La fondazione della Squillace normanna e la donazione a San Bruno
A Ruggero vennero concessi territori molto vasti, incluso quello di Squillace, che sarà espugnata nel 1059. Squillace rimarrà per tutta la fase centrale del Medioevo un centro strategico di prim’ordine. Il feudo non viene ceduto a nessun nobile prima del 1202, data dalla quale si iniziano a documentare presenze di conti. Anche in seguito, con Federico II di Svevia, il castrum rimarrà tra i cosiddetti castelli regi. Tornando ai Normanni, data di un certo rilievo a Squillace è il 1094, anno in cui, nella chiesa di San Matteo, il gran conte Ruggero donò a San Bruno (Bruno di Colonia) i territori dove sorgerà la famosa Certosa di S. Stefano del Bosco, attualmente nel paese che prese il suo nome, Serra San Bruno. Dopo l’arrivo dei Normanni, Squillace rimarrà unica sede vescovile latina del circondario sino al 1120.
L’edificazione del castrum a Squillace
A Squillace i Normanni avviano la costruzione del castello nella posizione odierna, che al tempo era formato esclusivamente da un alto torrione, un dongione tipico delle fortificazioni di questo popolo. La Squillace normanna, quindi, bisogna immaginarla dominata in alto, al centro, da questo grosso torrione, antenato dell’attuale fortificazione che lo custodisce nel suo centro, ampliata nei secoli dalla manodopera di quanti si sono succeduti e ampliata notevolmente in epoca federiciana.

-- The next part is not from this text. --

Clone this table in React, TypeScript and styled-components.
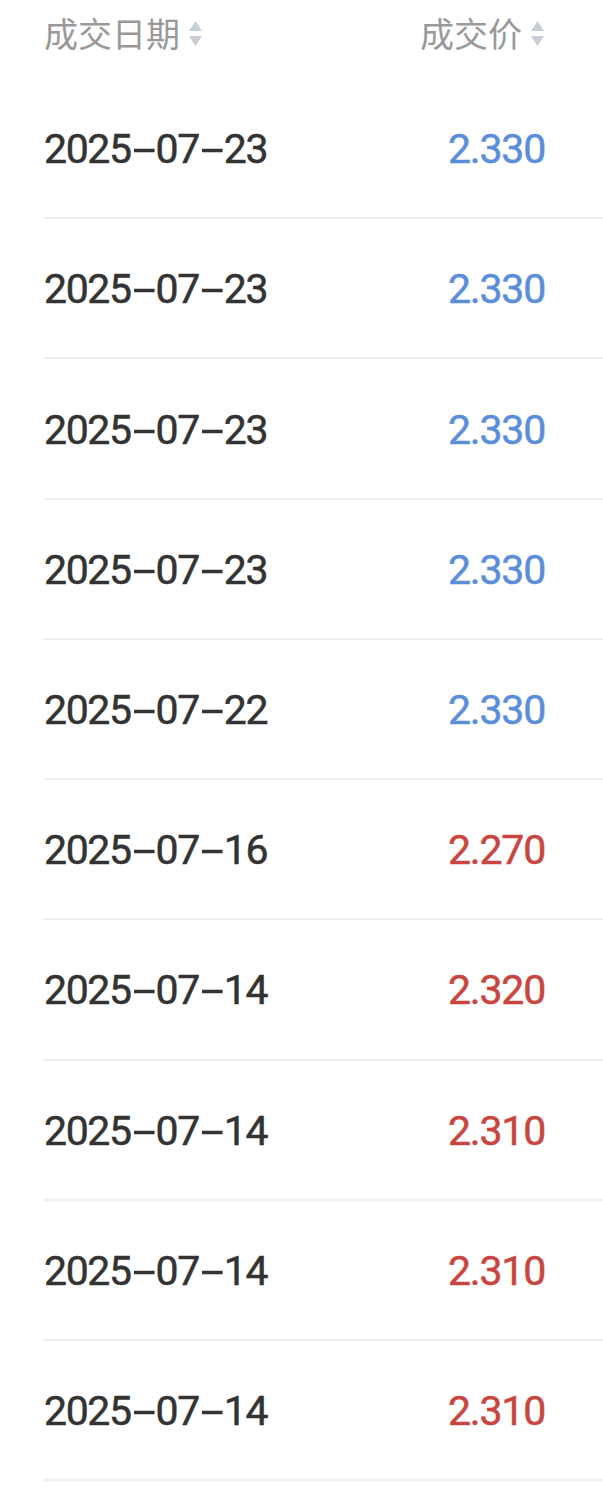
import React from "react";
import styled, { createGlobalStyle } from "styled-components";

const GlobalStyle = createGlobalStyle`
  html, body { margin: 0; padding: 0; background: #ffffff; }
  body { font-family: Roboto, "Noto Sans CJK SC", sans-serif; }
`;

const Page = styled.div`
  width: 603px;
  background: #ffffff;
`;

const HeaderRow = styled.div`
  display: flex;
  align-items: center;
  justify-content: space-between;
  height: 66px;
  margin-bottom: 13px;
  padding: 0 58px 0 44px;
`;

const HeaderCell = styled.div`
  display: flex;
  align-items: center;
  gap: 8px;
  font-family: "Noto Sans CJK SC", sans-serif;
  font-size: 34px;
  color: #999999;
  line-height: 1;
`;

const SortIcon = styled.svg`
  width: 15px;
  height: 27px;
  display: block;
`;

const Row = styled.div`
  box-sizing: border-box;
  height: 140.22px;
  margin-left: 43px;
  padding: 0 58px 0 1px;
  display: flex;
  align-items: center;
  justify-content: space-between;
  border-bottom: 2px solid #f0f0f0;
`;

const DateText = styled.span`
  font-family: Roboto, sans-serif;
  font-size: 41px;
  font-weight: 400;
  color: #333333;
  letter-spacing: -1.4px;
  padding-top: 2px;
  -webkit-text-stroke: 0.5px #333333;
`;

const Dash = styled.span`
  display: inline-block;
  margin: 0 8px 0 7px;
  transform: scaleX(2);
`;

const Price = styled.span<{ $up: boolean }>`
  font-family: Roboto, sans-serif;
  font-size: 41px;
  font-weight: 400;
  letter-spacing: -1.2px;
  color: ${(p) => (p.$up ? "#c8463f" : "#5b8ed8")};
  -webkit-text-stroke: 0.5px ${(p) => (p.$up ? "#c8463f" : "#5b8ed8")};
  padding-top: 2px;
`;

const Sort = () => (
  <SortIcon viewBox="0 0 15 27">
    <path d="M7.5 1 L14 11 L1 11 Z" fill="#c8ced5" />
    <path d="M7.5 26 L14 16 L1 16 Z" fill="#c8ced5" />
  </SortIcon>
);

const rows: { date: string; price: string; up: boolean }[] = [
  { date: "2025-07-23", price: "2.330", up: false },
  { date: "2025-07-23", price: "2.330", up: false },
  { date: "2025-07-23", price: "2.330", up: false },
  { date: "2025-07-23", price: "2.330", up: false },
  { date: "2025-07-22", price: "2.330", up: false },
  { date: "2025-07-16", price: "2.270", up: true },
  { date: "2025-07-14", price: "2.320", up: true },
  { date: "2025-07-14", price: "2.310", up: true },
  { date: "2025-07-14", price: "2.310", up: true },
  { date: "2025-07-14", price: "2.310", up: true },
];

const DateValue = ({ value }: { value: string }) => {
  const parts = value.split("-");
  return (
    <DateText>
      {parts.map((p, i) => (
        <React.Fragment key={i}>
          {i > 0 && <Dash>-</Dash>}
          {p}
        </React.Fragment>
      ))}
    </DateText>
  );
};

export default function App() {
  return (
    <Page>
      <GlobalStyle />
      <HeaderRow>
        <HeaderCell>
          成交日期
          <Sort />
        </HeaderCell>
        <HeaderCell>
          成交价
          <Sort />
        </HeaderCell>
      </HeaderRow>
      {rows.map((r, i) => (
        <Row key={i}>
          <DateValue value={r.date} />
          <Price $up={r.up}>{r.price}</Price>
        </Row>
      ))}
    </Page>
  );
}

Il centro urbano si inquadrava perfettamente nello stile dei siti normanni, caratterizzati da abitati di impronta ortogonale, sistemati tutti su alture allungate. Assodato è ormai il fatto che il torrione normanno sia la parte più antica rimasta del castrum di Squillace, datato tra il finire dell’XI secolo e i primi del secolo XII.
L’ampliamento con Federico II, le grange cistercensi, il gotico e i Templari
Le fortificazioni della città e il castello stesso vennero notevolmente ampliati sotto il governo di Federico II di Svevia, epoca d’oro per l’edilizia cittadina soprattutto di carattere militare e monastica. Forte la presenza dei cistercensi in tutta l’area (si veda la costruzione di grange e il passaggio proprio a quest’ordine della Certosa di San Bruno), ma anche di ordini cavallereschi. Affascinante a Squillace è un edifico gotico nel cuore del borgo, ascrivibile proprio al secolo XIII, che sembrerebbe riconducibile alle architetture templari.